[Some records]
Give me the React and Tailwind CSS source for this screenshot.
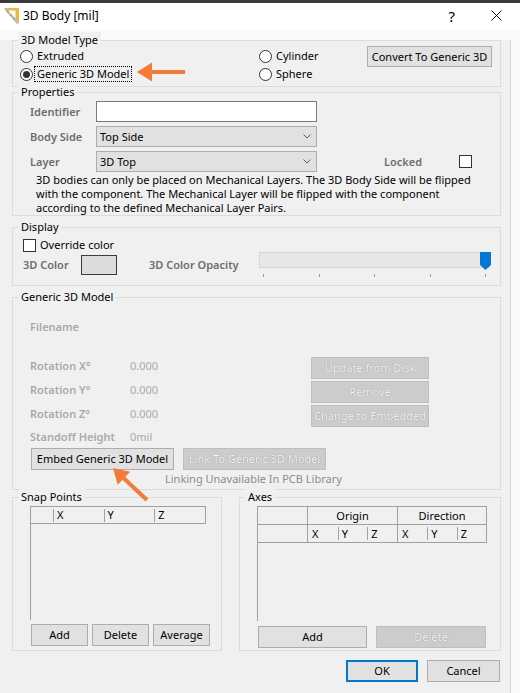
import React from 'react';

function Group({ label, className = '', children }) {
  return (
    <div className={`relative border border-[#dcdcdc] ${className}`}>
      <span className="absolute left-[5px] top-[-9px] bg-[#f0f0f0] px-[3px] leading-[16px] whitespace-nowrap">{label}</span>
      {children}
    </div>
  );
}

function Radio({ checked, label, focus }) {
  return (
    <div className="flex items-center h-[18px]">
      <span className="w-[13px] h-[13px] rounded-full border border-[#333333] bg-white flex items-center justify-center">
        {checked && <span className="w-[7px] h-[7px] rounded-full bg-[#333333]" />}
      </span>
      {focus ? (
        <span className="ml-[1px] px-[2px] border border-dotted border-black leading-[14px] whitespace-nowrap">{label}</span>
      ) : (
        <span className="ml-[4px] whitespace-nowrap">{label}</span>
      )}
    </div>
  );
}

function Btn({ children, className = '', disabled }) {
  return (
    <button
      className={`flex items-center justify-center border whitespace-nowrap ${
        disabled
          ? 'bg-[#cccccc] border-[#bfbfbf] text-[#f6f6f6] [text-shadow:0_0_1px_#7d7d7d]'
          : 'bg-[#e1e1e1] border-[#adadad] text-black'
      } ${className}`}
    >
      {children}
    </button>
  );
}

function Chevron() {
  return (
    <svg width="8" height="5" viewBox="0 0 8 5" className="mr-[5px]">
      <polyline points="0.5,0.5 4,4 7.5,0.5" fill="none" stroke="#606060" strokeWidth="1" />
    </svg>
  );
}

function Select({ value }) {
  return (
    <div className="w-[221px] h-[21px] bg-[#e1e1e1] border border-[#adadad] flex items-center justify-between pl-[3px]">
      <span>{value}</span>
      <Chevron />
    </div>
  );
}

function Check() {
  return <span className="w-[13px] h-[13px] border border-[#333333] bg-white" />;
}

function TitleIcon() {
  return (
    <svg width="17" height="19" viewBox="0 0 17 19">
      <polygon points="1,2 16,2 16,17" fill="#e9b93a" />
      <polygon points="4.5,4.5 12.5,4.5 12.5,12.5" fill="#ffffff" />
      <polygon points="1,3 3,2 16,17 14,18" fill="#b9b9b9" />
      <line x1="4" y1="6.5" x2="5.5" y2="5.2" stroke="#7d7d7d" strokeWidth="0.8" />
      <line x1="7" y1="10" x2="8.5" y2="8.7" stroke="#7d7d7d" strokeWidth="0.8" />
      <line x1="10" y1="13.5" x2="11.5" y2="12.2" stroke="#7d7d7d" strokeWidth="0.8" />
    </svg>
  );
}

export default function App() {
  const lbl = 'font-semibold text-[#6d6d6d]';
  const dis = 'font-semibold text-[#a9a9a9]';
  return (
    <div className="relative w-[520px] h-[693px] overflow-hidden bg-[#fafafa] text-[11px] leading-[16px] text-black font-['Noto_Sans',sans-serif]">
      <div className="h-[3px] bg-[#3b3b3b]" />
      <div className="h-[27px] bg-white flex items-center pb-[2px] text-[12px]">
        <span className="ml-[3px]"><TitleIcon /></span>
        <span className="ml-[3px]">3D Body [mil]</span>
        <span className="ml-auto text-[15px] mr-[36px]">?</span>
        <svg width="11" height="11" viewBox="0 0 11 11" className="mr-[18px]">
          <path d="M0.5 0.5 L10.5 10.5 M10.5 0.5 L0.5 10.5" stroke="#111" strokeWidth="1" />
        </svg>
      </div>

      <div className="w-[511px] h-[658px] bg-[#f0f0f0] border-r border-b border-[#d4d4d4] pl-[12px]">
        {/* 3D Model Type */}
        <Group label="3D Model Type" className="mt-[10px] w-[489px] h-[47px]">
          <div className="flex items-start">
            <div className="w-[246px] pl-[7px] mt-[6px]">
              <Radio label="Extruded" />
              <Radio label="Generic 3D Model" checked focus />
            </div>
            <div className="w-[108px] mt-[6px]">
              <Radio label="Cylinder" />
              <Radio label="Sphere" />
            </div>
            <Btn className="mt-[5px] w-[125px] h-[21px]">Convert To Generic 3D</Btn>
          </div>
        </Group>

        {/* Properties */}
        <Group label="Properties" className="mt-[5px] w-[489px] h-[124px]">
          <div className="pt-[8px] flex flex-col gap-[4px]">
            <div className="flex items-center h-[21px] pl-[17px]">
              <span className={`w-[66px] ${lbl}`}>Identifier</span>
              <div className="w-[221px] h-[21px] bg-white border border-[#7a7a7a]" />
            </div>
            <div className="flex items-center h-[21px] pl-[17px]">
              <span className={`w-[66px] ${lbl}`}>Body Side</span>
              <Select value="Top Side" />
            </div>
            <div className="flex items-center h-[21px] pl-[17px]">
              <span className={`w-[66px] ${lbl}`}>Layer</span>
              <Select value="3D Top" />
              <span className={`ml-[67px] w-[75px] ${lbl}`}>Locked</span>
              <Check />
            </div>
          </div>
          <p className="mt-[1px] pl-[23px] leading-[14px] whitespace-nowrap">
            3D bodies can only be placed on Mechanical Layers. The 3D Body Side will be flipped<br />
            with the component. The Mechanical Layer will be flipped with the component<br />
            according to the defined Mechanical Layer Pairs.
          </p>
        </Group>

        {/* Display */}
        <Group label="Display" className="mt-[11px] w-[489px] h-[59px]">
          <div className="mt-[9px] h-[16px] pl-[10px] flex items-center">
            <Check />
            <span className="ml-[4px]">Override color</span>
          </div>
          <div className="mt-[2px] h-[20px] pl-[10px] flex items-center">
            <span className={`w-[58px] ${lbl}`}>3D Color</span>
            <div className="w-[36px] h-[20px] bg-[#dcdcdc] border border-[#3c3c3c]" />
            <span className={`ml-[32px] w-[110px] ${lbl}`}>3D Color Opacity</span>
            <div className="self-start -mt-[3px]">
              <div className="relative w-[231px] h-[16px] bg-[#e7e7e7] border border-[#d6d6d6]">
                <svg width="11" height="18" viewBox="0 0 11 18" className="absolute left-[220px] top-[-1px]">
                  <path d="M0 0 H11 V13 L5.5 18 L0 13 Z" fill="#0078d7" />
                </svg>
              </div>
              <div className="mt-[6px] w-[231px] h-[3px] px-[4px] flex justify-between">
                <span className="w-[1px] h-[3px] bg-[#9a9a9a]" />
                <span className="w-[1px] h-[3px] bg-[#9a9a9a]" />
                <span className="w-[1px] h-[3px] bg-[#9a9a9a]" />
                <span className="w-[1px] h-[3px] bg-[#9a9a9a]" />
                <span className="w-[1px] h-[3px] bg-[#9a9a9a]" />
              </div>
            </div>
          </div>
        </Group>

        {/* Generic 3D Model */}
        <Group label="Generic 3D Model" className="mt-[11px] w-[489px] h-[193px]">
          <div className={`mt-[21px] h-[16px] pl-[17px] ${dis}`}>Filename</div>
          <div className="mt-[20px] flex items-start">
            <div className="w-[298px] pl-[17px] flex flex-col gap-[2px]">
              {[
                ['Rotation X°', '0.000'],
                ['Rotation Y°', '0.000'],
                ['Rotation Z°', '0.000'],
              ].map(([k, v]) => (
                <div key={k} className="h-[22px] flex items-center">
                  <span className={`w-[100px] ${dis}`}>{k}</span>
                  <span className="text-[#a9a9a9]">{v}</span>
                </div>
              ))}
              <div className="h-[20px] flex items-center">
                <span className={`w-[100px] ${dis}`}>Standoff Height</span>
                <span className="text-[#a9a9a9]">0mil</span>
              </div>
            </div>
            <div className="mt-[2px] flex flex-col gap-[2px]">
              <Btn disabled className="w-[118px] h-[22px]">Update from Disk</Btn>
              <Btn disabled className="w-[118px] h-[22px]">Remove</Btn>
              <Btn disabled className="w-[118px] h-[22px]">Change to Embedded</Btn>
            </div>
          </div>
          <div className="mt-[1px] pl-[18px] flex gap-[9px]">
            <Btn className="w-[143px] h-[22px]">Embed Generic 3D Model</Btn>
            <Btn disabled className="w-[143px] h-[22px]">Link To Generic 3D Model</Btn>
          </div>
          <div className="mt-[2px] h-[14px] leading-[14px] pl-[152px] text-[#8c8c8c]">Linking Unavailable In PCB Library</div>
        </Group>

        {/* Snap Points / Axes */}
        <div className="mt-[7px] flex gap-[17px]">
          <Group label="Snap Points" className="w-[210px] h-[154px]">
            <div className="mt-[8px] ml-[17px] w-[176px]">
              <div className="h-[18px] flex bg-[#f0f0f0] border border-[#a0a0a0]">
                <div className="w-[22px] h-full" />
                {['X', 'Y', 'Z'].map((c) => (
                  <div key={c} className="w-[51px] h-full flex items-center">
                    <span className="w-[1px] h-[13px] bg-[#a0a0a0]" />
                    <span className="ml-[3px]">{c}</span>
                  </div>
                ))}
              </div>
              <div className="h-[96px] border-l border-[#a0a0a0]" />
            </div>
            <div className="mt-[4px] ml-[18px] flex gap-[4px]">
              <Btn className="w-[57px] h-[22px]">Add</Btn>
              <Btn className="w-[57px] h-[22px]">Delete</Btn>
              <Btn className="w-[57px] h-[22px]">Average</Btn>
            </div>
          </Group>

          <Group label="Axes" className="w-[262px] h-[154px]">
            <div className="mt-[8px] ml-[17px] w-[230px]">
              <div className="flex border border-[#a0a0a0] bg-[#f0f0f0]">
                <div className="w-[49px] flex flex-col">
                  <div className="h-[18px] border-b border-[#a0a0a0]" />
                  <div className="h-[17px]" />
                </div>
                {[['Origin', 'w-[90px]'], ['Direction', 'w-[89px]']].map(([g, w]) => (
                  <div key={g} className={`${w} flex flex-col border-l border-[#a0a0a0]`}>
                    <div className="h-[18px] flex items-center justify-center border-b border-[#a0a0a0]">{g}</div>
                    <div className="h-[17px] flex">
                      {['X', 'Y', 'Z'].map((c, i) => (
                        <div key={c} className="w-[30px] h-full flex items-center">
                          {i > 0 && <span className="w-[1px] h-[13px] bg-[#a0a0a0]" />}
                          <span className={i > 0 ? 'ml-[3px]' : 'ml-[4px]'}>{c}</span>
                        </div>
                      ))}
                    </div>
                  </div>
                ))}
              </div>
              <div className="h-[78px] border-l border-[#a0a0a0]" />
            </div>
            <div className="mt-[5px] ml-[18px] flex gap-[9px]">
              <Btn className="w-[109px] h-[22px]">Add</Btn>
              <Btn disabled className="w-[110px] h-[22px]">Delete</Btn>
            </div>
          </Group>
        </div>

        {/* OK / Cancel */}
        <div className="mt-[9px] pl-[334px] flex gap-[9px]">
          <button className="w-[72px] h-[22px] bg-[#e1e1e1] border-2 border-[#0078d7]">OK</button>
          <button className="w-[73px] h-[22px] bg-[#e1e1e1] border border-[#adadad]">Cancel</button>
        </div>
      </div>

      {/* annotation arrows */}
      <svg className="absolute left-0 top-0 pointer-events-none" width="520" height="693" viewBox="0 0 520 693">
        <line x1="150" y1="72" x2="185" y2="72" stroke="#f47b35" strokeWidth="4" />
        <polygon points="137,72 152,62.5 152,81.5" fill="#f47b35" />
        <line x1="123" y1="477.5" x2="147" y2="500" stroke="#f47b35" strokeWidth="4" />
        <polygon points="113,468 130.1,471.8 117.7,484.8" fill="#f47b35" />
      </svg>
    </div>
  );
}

--

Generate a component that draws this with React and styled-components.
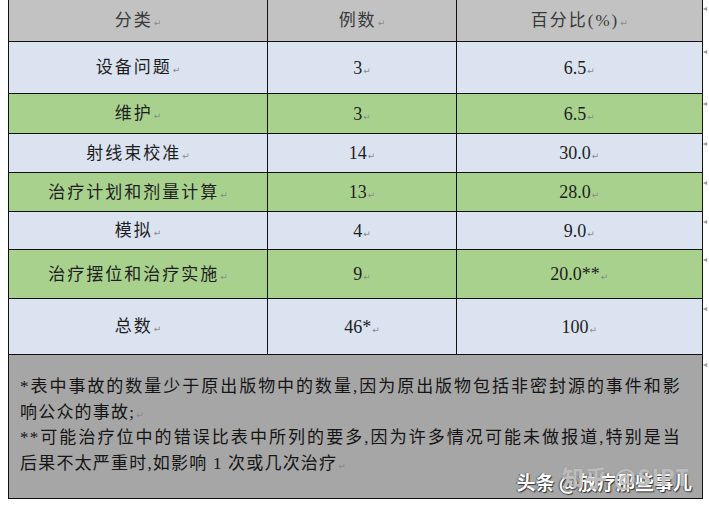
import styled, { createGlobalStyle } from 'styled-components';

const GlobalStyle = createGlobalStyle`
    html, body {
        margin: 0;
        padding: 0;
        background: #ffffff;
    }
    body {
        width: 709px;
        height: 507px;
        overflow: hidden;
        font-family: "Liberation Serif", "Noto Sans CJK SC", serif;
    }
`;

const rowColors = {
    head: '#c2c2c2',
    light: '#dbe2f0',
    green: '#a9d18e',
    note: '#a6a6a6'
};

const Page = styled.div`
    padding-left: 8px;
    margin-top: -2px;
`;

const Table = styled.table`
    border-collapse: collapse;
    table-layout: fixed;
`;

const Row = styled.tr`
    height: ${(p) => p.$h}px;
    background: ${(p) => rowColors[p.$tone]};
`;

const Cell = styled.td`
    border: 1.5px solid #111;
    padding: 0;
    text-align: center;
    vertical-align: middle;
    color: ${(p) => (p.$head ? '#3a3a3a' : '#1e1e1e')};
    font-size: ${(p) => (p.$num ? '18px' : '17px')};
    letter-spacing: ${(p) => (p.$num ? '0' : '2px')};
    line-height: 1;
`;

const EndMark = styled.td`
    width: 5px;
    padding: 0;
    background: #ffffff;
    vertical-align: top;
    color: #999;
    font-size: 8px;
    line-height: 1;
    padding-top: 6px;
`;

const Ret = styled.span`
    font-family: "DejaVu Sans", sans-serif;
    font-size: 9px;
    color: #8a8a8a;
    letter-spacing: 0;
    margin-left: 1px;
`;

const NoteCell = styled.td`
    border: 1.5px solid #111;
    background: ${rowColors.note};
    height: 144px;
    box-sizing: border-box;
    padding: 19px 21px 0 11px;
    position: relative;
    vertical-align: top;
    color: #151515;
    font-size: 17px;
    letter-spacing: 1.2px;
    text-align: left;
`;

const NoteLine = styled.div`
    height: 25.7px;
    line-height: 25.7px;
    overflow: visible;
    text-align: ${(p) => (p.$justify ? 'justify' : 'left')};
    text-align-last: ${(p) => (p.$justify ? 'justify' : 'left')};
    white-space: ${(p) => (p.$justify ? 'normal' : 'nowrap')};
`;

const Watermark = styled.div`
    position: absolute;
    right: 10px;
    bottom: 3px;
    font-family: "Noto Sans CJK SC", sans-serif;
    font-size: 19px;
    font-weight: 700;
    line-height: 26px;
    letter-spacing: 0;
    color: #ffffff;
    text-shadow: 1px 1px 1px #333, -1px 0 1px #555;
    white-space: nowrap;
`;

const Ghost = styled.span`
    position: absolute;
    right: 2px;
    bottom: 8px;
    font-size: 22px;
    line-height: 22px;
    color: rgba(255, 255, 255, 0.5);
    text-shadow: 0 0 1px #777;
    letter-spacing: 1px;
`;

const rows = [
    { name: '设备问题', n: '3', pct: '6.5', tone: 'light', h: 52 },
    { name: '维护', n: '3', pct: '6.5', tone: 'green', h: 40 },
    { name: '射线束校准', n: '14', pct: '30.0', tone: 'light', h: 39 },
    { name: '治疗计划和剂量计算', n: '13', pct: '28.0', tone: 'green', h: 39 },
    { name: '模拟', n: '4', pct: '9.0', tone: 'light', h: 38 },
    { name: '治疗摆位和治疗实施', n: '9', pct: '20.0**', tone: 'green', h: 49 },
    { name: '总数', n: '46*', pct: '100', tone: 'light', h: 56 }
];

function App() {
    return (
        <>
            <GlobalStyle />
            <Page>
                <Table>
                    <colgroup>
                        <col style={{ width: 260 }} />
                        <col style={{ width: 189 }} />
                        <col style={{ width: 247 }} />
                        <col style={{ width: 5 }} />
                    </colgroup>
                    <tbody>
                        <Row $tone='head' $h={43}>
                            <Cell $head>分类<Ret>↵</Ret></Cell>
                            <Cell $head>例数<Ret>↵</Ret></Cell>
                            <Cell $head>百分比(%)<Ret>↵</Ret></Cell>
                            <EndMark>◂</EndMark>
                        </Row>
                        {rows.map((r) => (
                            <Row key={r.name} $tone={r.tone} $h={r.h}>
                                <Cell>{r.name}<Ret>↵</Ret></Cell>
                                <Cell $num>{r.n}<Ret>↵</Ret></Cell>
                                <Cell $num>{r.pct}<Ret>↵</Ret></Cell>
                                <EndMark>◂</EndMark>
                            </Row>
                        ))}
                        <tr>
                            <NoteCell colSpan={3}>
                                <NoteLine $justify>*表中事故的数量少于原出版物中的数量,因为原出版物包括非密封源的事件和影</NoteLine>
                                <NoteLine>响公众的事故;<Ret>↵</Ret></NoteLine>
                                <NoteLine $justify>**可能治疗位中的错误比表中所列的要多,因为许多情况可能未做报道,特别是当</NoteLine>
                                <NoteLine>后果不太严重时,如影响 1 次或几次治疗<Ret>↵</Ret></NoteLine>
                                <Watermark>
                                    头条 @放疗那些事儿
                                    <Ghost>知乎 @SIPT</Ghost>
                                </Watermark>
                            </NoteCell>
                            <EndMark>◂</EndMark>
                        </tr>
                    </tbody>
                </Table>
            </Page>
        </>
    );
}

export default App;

* GIVEN TASK *
Without any pictures, set down the lines from the one holding "Give me the" through the one holding "import React from 'react';".

* ANSWER TO THE EXERCISE *
Give me the React and Tailwind CSS source for this screenshot.
import React from 'react';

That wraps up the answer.